Рис. 13. Николо Макиавелли. С портрета работы Санти ди Тито

В первые годы XVI столетия свет увидели две книги, в которых принцев вместе с их дворами буквально поместили под микроскоп. Речь идет о сочинении «Государь» Николо Макиавелли (см. рис. 13) и «Придворный» Бальдассарре Кастильоне. Они появились с интервалом в четыре года, в 1528-м и 1532 годах соответственно, но оба были написаны за много лет до этого, причем совершенно независимо друг от друга, и стали свидетельством того, что явление «государя» привлекло внимание европейцев.

Намерением Макиавелли было рассмотреть подробно механизм государственного управления с точки зрения его эффективности. Мораль в расчет не принималась: если стратегия работала – очень хорошо, если она терпела поражение – плохо. Мало на свете авторов, о которых судили так резко и так неверно, как об этом флорентийском республиканце, создавшем классическое руководство по практической тирании.
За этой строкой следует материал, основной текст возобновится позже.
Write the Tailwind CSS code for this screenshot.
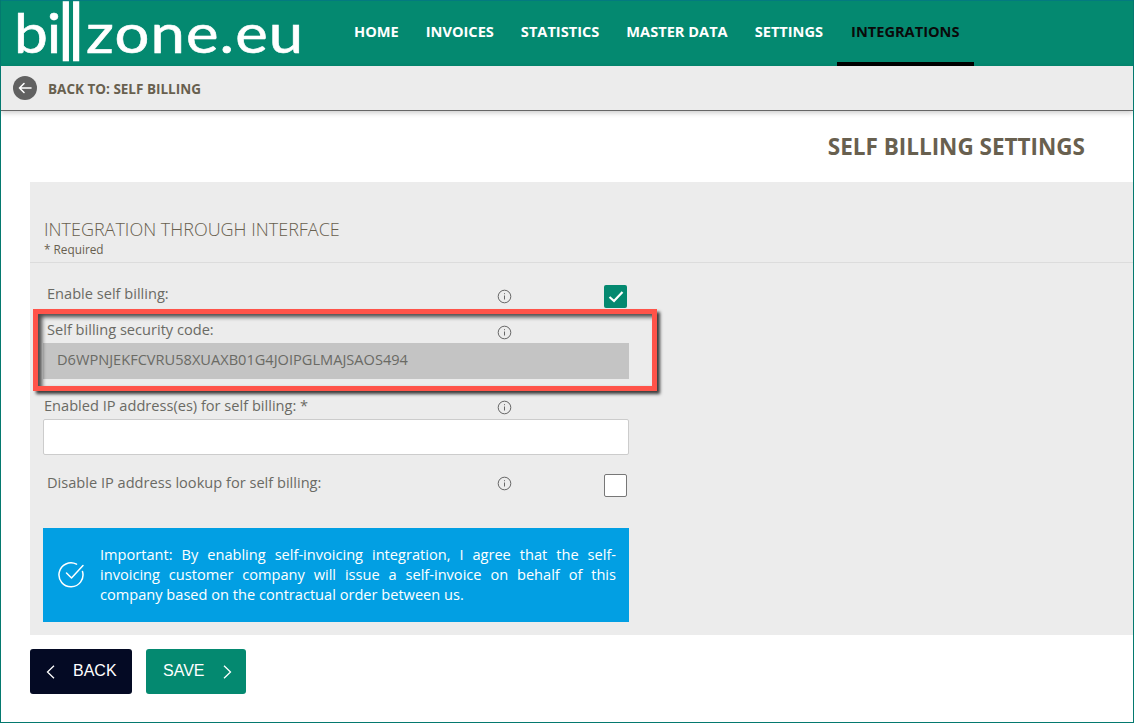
<!DOCTYPE html>
<html lang="en">
<head>
    <meta charset="UTF-8">
    <meta name="viewport" content="width=device-width, initial-scale=1.0">
    <title>Self billing settings</title>
    <script src="https://cdn.jsdelivr.net/npm/@tailwindcss/browser@4"></script>
</head>
<body class="bg-white font-['Open_Sans',sans-serif] overflow-hidden">
    <div class="relative h-[723px] w-[1134px] border border-[#04796f] border-t-0 overflow-hidden">
        <!-- Header -->
        <header class="flex h-[66px] bg-[#048970] border-t border-[#047a80] pl-[13px]">
            <div class="flex w-[340px] h-[65px] font-['Lato',sans-serif] text-white whitespace-nowrap [-webkit-text-stroke:0.6px_white]">
                <span class="text-[54px] leading-[65px] h-[65px] -mt-[1px] origin-left scale-x-[1.12] tracking-[-1px]">bi</span>
                <span class="text-[78px] leading-[59px] h-[59px] font-light tracking-[-7px] ml-[2px] pr-[6px] [-webkit-text-stroke:2.4px_white]">ll</span>
                <span class="text-[54px] leading-[65px] h-[65px] -mt-[1px] ml-[2px] tracking-[1px] origin-left scale-x-[1.14]">zone.eu</span>
            </div>
            <nav class="flex text-[14.6px] font-bold text-white">
                <a class="h-[65px] pt-[20px] mr-[27px]">HOME</a>
                <a class="h-[65px] pt-[20px] mr-[27px]">INVOICES</a>
                <a class="h-[65px] pt-[20px] mr-[27px]">STATISTICS</a>
                <a class="h-[65px] pt-[20px] mr-[27px]">MASTER DATA</a>
                <a class="h-[65px] pt-[20px] mr-[14px]">SETTINGS</a>
                <a class="h-[65px] pt-[20px] px-[14px] text-[#0a0a0a] border-b-4 border-black">INTEGRATIONS</a>
            </nav>
        </header>

        <!-- Back bar -->
        <div class="flex items-center h-[45px] bg-[#ececec] border-b border-[#666] pl-[12px] shadow-[0_2px_5px_rgba(0,0,0,0.2)]">
            <span class="flex items-center justify-center w-[24px] h-[24px] rounded-full bg-[#616161]">
                <svg width="16" height="14" viewBox="0 0 16 14" fill="none" stroke="#fff" stroke-width="1.6" stroke-linecap="round" stroke-linejoin="round"><path d="M14 7H2.5M7 2.5 2.5 7 7 11.5"/></svg>
            </span>
            <span class="ml-[11px] pt-[2px] text-[13.5px] font-bold text-[#68604f]">BACK TO: SELF BILLING</span>
        </div>

        <h1 class="h-[71px] pt-[20px] pr-[48px] text-right text-[22.5px] leading-[31px] font-bold text-[#68604f]">SELF BILLING SETTINGS</h1>

        <!-- Form panel -->
        <section class="ml-[29px] h-[453px] bg-[#ececec] pt-[35px]">
            <div class="pl-[14px] border-b border-[#dcdcdc] h-[46px]">
                <h2 class="text-[18px] leading-[24px] font-light text-[#68604f]">INTEGRATION THROUGH INTERFACE</h2>
                <p class="text-[11.8px] leading-[16px] text-[#68604f]">* Required</p>
            </div>

            <div class="w-[600px] text-[14.6px] text-[#6a6a64]">
                <div class="flex items-center h-[32px] mt-[15px] pl-[17px]">
                    <span class="w-[450px]">Enable self billing:</span>
                    <svg class="mt-[4px]" width="15" height="15" viewBox="0 0 15 15" fill="none" stroke="#666"><circle cx="7.5" cy="7.5" r="6.3"/><path d="M7.5 6.5v4M7.5 4.2v1"/></svg>
                    <span class="flex items-center justify-center w-[23px] h-[23px] ml-[92px] mt-[5px] rounded-[2px] bg-[#048970]">
                        <svg width="16" height="13" viewBox="0 0 16 13" fill="none" stroke="#fff" stroke-width="2.2"><path d="M1.5 7 6 11 14.5 2"/></svg>
                    </span>
                </div>

                <div class="flex items-center h-[26px] mt-[7px] pl-[17px]">
                    <span class="w-[450px]">Self billing security code:</span>
                    <svg class="mt-[4px]" width="15" height="15" viewBox="0 0 15 15" fill="none" stroke="#666"><circle cx="7.5" cy="7.5" r="6.3"/><path d="M7.5 6.5v4M7.5 4.2v1"/></svg>
                </div>
                <div class="flex items-center ml-[13px] w-[586px] h-[36px] pl-[14px] pb-[3px] bg-[#c4c4c4]">D6WPNJEKFCVRU58XUAXB01G4JOIPGLMAJSAOS494</div>

                <div class="flex items-center h-[26px] mt-[14px] pl-[14px]">
                    <span class="w-[453px]">Enabled IP address(es) for self billing: *</span>
                    <svg class="mt-[2px]" width="15" height="15" viewBox="0 0 15 15" fill="none" stroke="#666"><circle cx="7.5" cy="7.5" r="6.3"/><path d="M7.5 6.5v4M7.5 4.2v1"/></svg>
                </div>
                <div class="ml-[13px] w-[586px] h-[36px] bg-white border border-[#ccc] rounded-[2px]"></div>

                <div class="flex items-center h-[32px] mt-[12px] pl-[17px]">
                    <span class="w-[450px]">Disable IP address lookup for self billing:</span>
                    <svg width="15" height="15" viewBox="0 0 15 15" fill="none" stroke="#666"><circle cx="7.5" cy="7.5" r="6.3"/><path d="M7.5 6.5v4M7.5 4.2v1"/></svg>
                    <span class="w-[23px] h-[23px] ml-[92px] mt-[5px] bg-white border border-[#777] rounded-[2px]"></span>
                </div>

                <div class="flex items-center ml-[13px] w-[586px] h-[94px] mt-[29px] pl-[15px] pr-[13px] pb-[2px] bg-[#029fe3] text-white">
                    <svg class="shrink-0" width="28" height="28" viewBox="0 0 28 28" fill="none" stroke="#fff" stroke-width="1.5" stroke-linecap="round" stroke-linejoin="round"><path d="M24.5 11.5A12 12 0 1 1 18.5 4.2"/><path d="M8.5 13l5 5L25 5.5"/></svg>
                    <p class="ml-[14px] text-justify leading-[20px]">Important: By enabling self-invoicing integration, I agree that the self-invoicing customer company will issue a self-invoice on behalf of this company based on the contractual order between us.</p>
                </div>
            </div>
        </section>

        <!-- Buttons -->
        <div class="flex gap-[14px] ml-[29px] mt-[14px] font-['Liberation_Sans',sans-serif] text-[16px] text-white">
            <button class="flex items-center w-[102px] h-[45px] pl-[16px] rounded-[3px] bg-[#040a24]">
                <svg width="9" height="14" viewBox="0 0 9 14" fill="none" stroke="#fff" stroke-width="1.3"><path d="M8 .8 1.5 7 8 13.2"/></svg>
                <span class="ml-[18px] -mt-[2px]">BACK</span>
            </button>
            <button class="flex items-center w-[100px] h-[45px] pl-[17px] rounded-[3px] bg-[#048970]">
                <span class="-mt-[2px]">SAVE</span>
                <svg class="ml-[18px]" width="9" height="14" viewBox="0 0 9 14" fill="none" stroke="#fff" stroke-width="1.3"><path d="M1 .8 7.5 7 1 13.2"/></svg>
            </button>
        </div>

        <!-- Highlight annotation -->
        <div class="absolute left-[32px] top-[309px] w-[624px] h-[82px] border-[5px] border-[#ff5349] shadow-[3px_3px_3px_rgba(0,0,0,0.75),inset_4px_3px_4px_rgba(0,0,0,0.7)]"></div>
    </div>
</body>
</html>
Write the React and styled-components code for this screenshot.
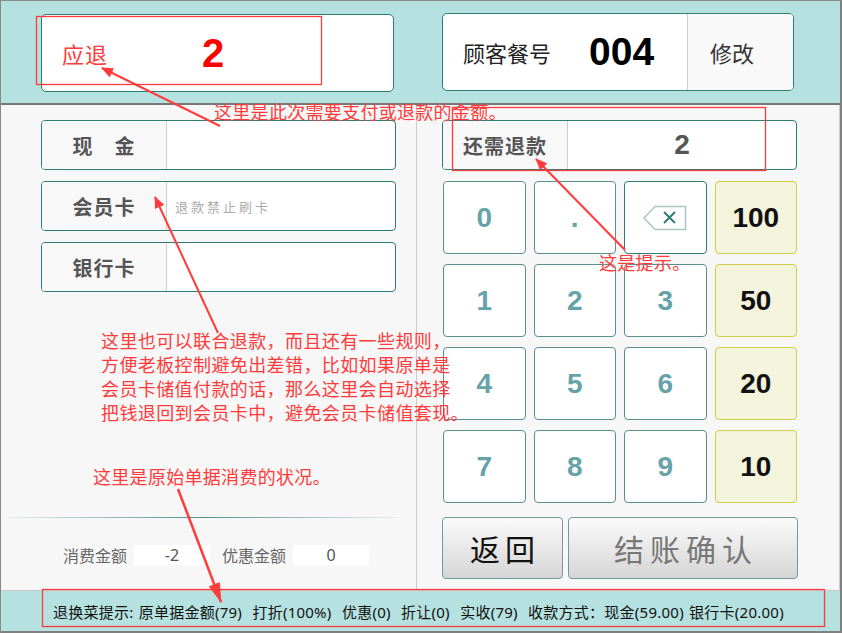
import React from 'react';
import styled, { createGlobalStyle } from 'styled-components';

const teal = '#b5e1e0';
const darkTeal = '#2d7d73';
const noteRed = '#ff3b3b';
const cjk = '"Noto Sans CJK SC", "Noto Sans", sans-serif';
const latin = '"Liberation Sans", Arial, "Noto Sans CJK SC", sans-serif';

const GlobalStyle = createGlobalStyle`
  body {
    margin: 0;
    background: #fff;
    font-family: ${cjk};
  }
  * {
    box-sizing: border-box;
  }
`;

const keys = [
  { label: '0' },
  { label: '.' },
  { label: 'back' },
  { label: '100', amount: true },
  { label: '1' },
  { label: '2' },
  { label: '3' },
  { label: '50', amount: true },
  { label: '4' },
  { label: '5' },
  { label: '6' },
  { label: '20', amount: true },
  { label: '7' },
  { label: '8' },
  { label: '9' },
  { label: '10', amount: true },
];

const payRows = [
  { label: '现　金' },
  { label: '会员卡', hint: '退款禁止刷卡' },
  { label: '银行卡' },
];

function BackspaceIcon() {
  return (
    <svg width="44" height="26" viewBox="0 0 44 26">
      <path d="M1 13 L12 1.5 H42.5 V24.5 H12 Z" fill="#fff" stroke="#a9c6c6" strokeWidth="1.5" />
      <path d="M21 7 L32 18 M32 7 L21 18" stroke={darkTeal} strokeWidth="2" />
    </svg>
  );
}

function Annotations() {
  return (
    <Overlay width="842" height="633" viewBox="0 0 842 633">
      <defs>
        <marker id="head" viewBox="0 0 12 10" refX="11" refY="5" markerWidth="12" markerHeight="10" markerUnits="userSpaceOnUse" orient="auto">
          <path d="M0 0 L12 5 L0 10 Z" fill={noteRed} />
        </marker>
        <marker id="bighead" viewBox="0 0 20 12" refX="19" refY="6" markerWidth="20" markerHeight="12" markerUnits="userSpaceOnUse" orient="auto">
          <path d="M0 0 L20 6 L0 12 Z" fill={noteRed} />
        </marker>
      </defs>
      <g fill="none" stroke={noteRed} strokeWidth="1.3">
        <rect x="36.5" y="16.5" width="285" height="68" />
        <rect x="452.5" y="107.5" width="313" height="63" />
        <rect x="42.5" y="589.5" width="782" height="37" />
      </g>
      <g stroke={noteRed} strokeWidth="2">
        <line x1="220" y1="126" x2="102" y2="68" markerEnd="url(#head)" />
        <line x1="625" y1="250" x2="536" y2="159" markerEnd="url(#head)" />
        <line x1="218" y1="333" x2="155" y2="197" markerEnd="url(#head)" />
        <line x1="178" y1="489" x2="221" y2="602" strokeWidth="2.5" markerEnd="url(#bighead)" />
      </g>
    </Overlay>
  );
}

export default function App() {
  return (
    <Frame>
      <GlobalStyle />
      <Header>
        <DueCard>
          <DueLabel>应退</DueLabel>
          <DueValue>2</DueValue>
        </DueCard>
        <OrderCard>
          <OrderInfo>
            <OrderLabel>顾客餐号</OrderLabel>
            <OrderNo>004</OrderNo>
          </OrderInfo>
          <EditButton>修改</EditButton>
        </OrderCard>
      </Header>

      <Main>
        <LeftPane>
          <PayList>
            {payRows.map(row => (
              <PayRow key={row.label}>
                <FieldLabel>{row.label}</FieldLabel>
                <FieldInput>{row.hint && <Hint>{row.hint}</Hint>}</FieldInput>
              </PayRow>
            ))}
          </PayList>
          <Divider />
          <Totals>
            <TotalLabel>消费金额</TotalLabel>
            <TotalBox>-2</TotalBox>
            <TotalLabel $gap>优惠金额</TotalLabel>
            <TotalBox>0</TotalBox>
          </Totals>
        </LeftPane>

        <RightPane>
          <PayRow>
            <FieldLabel>还需退款</FieldLabel>
            <RemainValue>2</RemainValue>
          </PayRow>
          <Keypad>
            {keys.map(k => (
              <Key key={k.label} $amount={k.amount} $back={k.label === 'back'}>
                {k.label === 'back' ? <BackspaceIcon /> : k.label}
              </Key>
            ))}
          </Keypad>
          <Actions>
            <ActionButton $width={121}>返回</ActionButton>
            <ActionButton $width={230} $muted>结账确认</ActionButton>
          </Actions>
        </RightPane>
      </Main>

      <Footer>
        退换菜提示: 原单据金额(79)  打折(100%)  优惠(0)  折让(0)  实收(79)  收款方式：现金(59.00) 银行卡(20.00)
      </Footer>

      <Annotations />
      <Note style={{ left: 213, top: 100 }}>这里是此次需要支付或退款的金额。</Note>
      <Note style={{ left: 598, top: 251 }}>这是提示。</Note>
      <Note style={{ left: 100, top: 327 }} $multi>
        这里也可以联合退款，而且还有一些规则，
        <br />
        方便老板控制避免出差错，比如如果原单是
        <br />
        会员卡储值付款的话，那么这里会自动选择
        <br />
        把钱退回到会员卡中，避免会员卡储值套现。
      </Note>
      <Note style={{ left: 92, top: 465 }}>这里是原始单据消费的状况。</Note>
    </Frame>
  );
}

const Frame = styled.div`
  position: relative;
  width: 842px;
  height: 633px;
  display: flex;
  flex-direction: column;
  border-top: 1px solid #888;
  border-left: 1px solid #888;
  border-right: 2px solid #808080;
  border-bottom: 2px solid #808080;
  overflow: hidden;
`;

const Header = styled.header`
  height: 104px;
  flex: none;
  display: grid;
  grid-template-columns: 416px 1fr;
  align-items: start;
  background: ${teal};
  border-bottom: 2px solid #777;
`;

const DueCard = styled.div`
  margin: 13px 0 0 40px;
  width: 353px;
  height: 78px;
  display: flex;
  align-items: center;
  padding-left: 20px;
  background: #fff;
  border: 1px solid ${darkTeal};
  border-radius: 5px;
`;

const DueLabel = styled.span`
  font-size: 22px;
  letter-spacing: 1px;
  color: ${noteRed};
`;

const DueValue = styled.span`
  margin-left: 94px;
  font-family: ${latin};
  font-weight: bold;
  font-size: 40px;
  color: #ff0000;
`;

const OrderCard = styled.div`
  margin: 12px 0 0 25px;
  width: 352px;
  height: 78px;
  display: flex;
  background: #fff;
  border: 1px solid ${darkTeal};
  border-radius: 5px;
  overflow: hidden;
`;

const OrderInfo = styled.div`
  flex: 1;
  display: flex;
  align-items: center;
  padding-left: 20px;
`;

const OrderLabel = styled.span`
  font-size: 22px;
  color: #222;
`;

const OrderNo = styled.span`
  margin-left: 38px;
  font-family: ${latin};
  font-weight: bold;
  font-size: 39px;
  color: #000;
`;

const EditButton = styled.div`
  width: 106px;
  display: flex;
  align-items: center;
  padding-left: 22px;
  background: #f9f9f9;
  border-left: 1px solid #ccc;
  font-size: 22px;
  color: #333;
`;

const Main = styled.main`
  height: 485px;
  flex: none;
  display: grid;
  grid-template-columns: 416px 1fr;
  background: #f7f7f7;
`;

const LeftPane = styled.section`
  display: flex;
  flex-direction: column;
  padding-top: 15px;
  padding-bottom: 25px;
  border-right: 1px solid #ccc;
`;

const PayList = styled.div`
  display: flex;
  flex-direction: column;
  gap: 11px;
  padding-left: 40px;
`;

const PayRow = styled.div`
  width: 355px;
  height: 50px;
  flex: none;
  display: flex;
  background: #fff;
  border: 1px solid ${darkTeal};
  border-radius: 4px;
  overflow: hidden;
`;

const FieldLabel = styled.div`
  width: 125px;
  flex: none;
  display: flex;
  align-items: center;
  justify-content: center;
  background: #f8f8f8;
  border-right: 1px solid #ccc;
  font-size: 20px;
  letter-spacing: 1px;
  font-weight: bold;
  color: #555;
`;

const FieldInput = styled.div`
  flex: 1;
  display: flex;
  align-items: center;
  padding-left: 8px;
`;

const Hint = styled.span`
  font-size: 13px;
  letter-spacing: 3px;
  color: #aaa;
`;

const RemainValue = styled.div`
  flex: 1;
  display: flex;
  align-items: center;
  justify-content: center;
  font-family: ${latin};
  font-weight: bold;
  font-size: 28px;
  color: #555;
`;

const Divider = styled.div`
  margin: auto 18px 0 6px;
  height: 1px;
  background: linear-gradient(to right, #e9eded, #4f8d8d 50%, #e9eded);
`;

const Totals = styled.div`
  margin-top: 27px;
  height: 20px;
  display: flex;
  align-items: center;
  padding-left: 62px;
`;

const TotalLabel = styled.span`
  margin-left: ${p => (p.$gap ? '12px' : '0')};
  font-size: 16px;
  color: #666;
`;

const TotalBox = styled.span`
  margin-left: 7px;
  width: 76px;
  height: 20px;
  display: flex;
  align-items: center;
  justify-content: center;
  background: #fff;
  font-family: "Noto Sans", sans-serif;
  font-size: 16px;
  color: #555;
`;

const RightPane = styled.section`
  display: flex;
  flex-direction: column;
  padding: 15px 0 0 25px;
  border-right: 1px solid #ccc;
`;

const Keypad = styled.div`
  margin: 11px 0 0 1px;
  width: 354px;
  display: grid;
  grid-template-columns: repeat(4, 1fr);
  grid-auto-rows: 73px;
  column-gap: 8px;
  row-gap: 10px;
`;

const Key = styled.button`
  display: flex;
  align-items: center;
  justify-content: center;
  padding: 0;
  border-radius: 4px;
  border: 1px solid ${p => (p.$amount ? '#cfcf45' : p.$back ? darkTeal : '#5b8f8f')};
  background: ${p => (p.$amount ? '#f4f4dc' : '#fff')};
  font-family: ${latin};
  font-weight: bold;
  font-size: 28px;
  color: ${p => (p.$amount ? '#111' : '#66a3a9')};
`;

const Actions = styled.div`
  margin-top: 14px;
  display: flex;
  gap: 5px;
`;

const ActionButton = styled.button`
  width: ${p => p.$width}px;
  height: 62px;
  padding: 0 0 0 ${p => (p.$muted ? '6px' : '5px')};
  border: 1px solid #6f9c9c;
  border-radius: 4px;
  background: linear-gradient(#fbfbfb, #d5d5d5);
  font-family: ${cjk};
  font-size: 30px;
  letter-spacing: ${p => (p.$muted ? '6px' : '5px')};
  color: ${p => (p.$muted ? '#777' : '#111')};
`;

const Footer = styled.footer`
  flex: 1;
  display: flex;
  align-items: center;
  padding-left: 52px;
  background: ${teal};
  border-top: 1px solid #c8c8c8;
  font-family: "Noto Sans", "Noto Sans CJK SC", sans-serif;
  font-size: 15px;
  letter-spacing: 0.25px;
  word-spacing: 1px;
  color: #111;
  white-space: pre;
`;

const Overlay = styled.svg`
  position: absolute;
  left: -1px;
  top: -1px;
  pointer-events: none;
`;

const Note = styled.div`
  position: absolute;
  font-size: 18px;
  line-height: ${p => (p.$multi ? '24px' : '20px')};
  letter-spacing: ${p => (p.$multi ? '0.4px' : '0.3px')};
  color: ${noteRed};
  white-space: nowrap;
  pointer-events: none;
`;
Между тем это все равно что обвинять врача, установившего и описавшего болезнь, в том, что он ее и придумал. Макиавелли прекрасно понимал, как можно истолковать его сочинение, и постарался изо всех сил подчеркнуть, что им представлена реальная картина, что, если государь является необходимой принадлежностью гражданской жизни, будет лучше, если он научится, как следует ему себя вести на этой самой опасной должности в мире. Он должен быть мудрым и добродетельным, но «поведение людей нынче настолько отличается от того, каким оно должно быть, что тот, кто отклоняется от общепринятого и старается вести себя так, как предписывает долг, непременно идет к собственной погибели». У каждого человека есть своя цена, можно доказать, что в корне любого, даже вроде бы бескорыстного поступка лежит личная заинтересованность. Государь должен держать свое слово, но в действительности лишь немногие удачливые люди так поступают. Что лучше для принца? Чтобы его любили или боялись? Это зависит от разных причин, отвечает Макиавелли. Обстоятельства влияют на положение дел, но в целом для правителя безопаснее, чтобы его боялись, потому что большинство людей переменчивы и робки и в час нужды покинут тех, кто оказывал им милости и не имеет другого основания на них рассчитывать, кроме благодарности за прошлое. Принц, как главнокомандующий, всегда должен внушать страх, ему нечего бояться упреков в жестокости, потому что это единственный способ держать в подчинении жестоких людей. Конечно, это желчный взгляд на мир. Макиавелли прекрасно знал, что люди способны умереть и действительно умирают из любви к отечеству. Но такая любовь предполагает свободу, а там, где свободы больше нет, побудительными причинами остается материальный интерес или страх.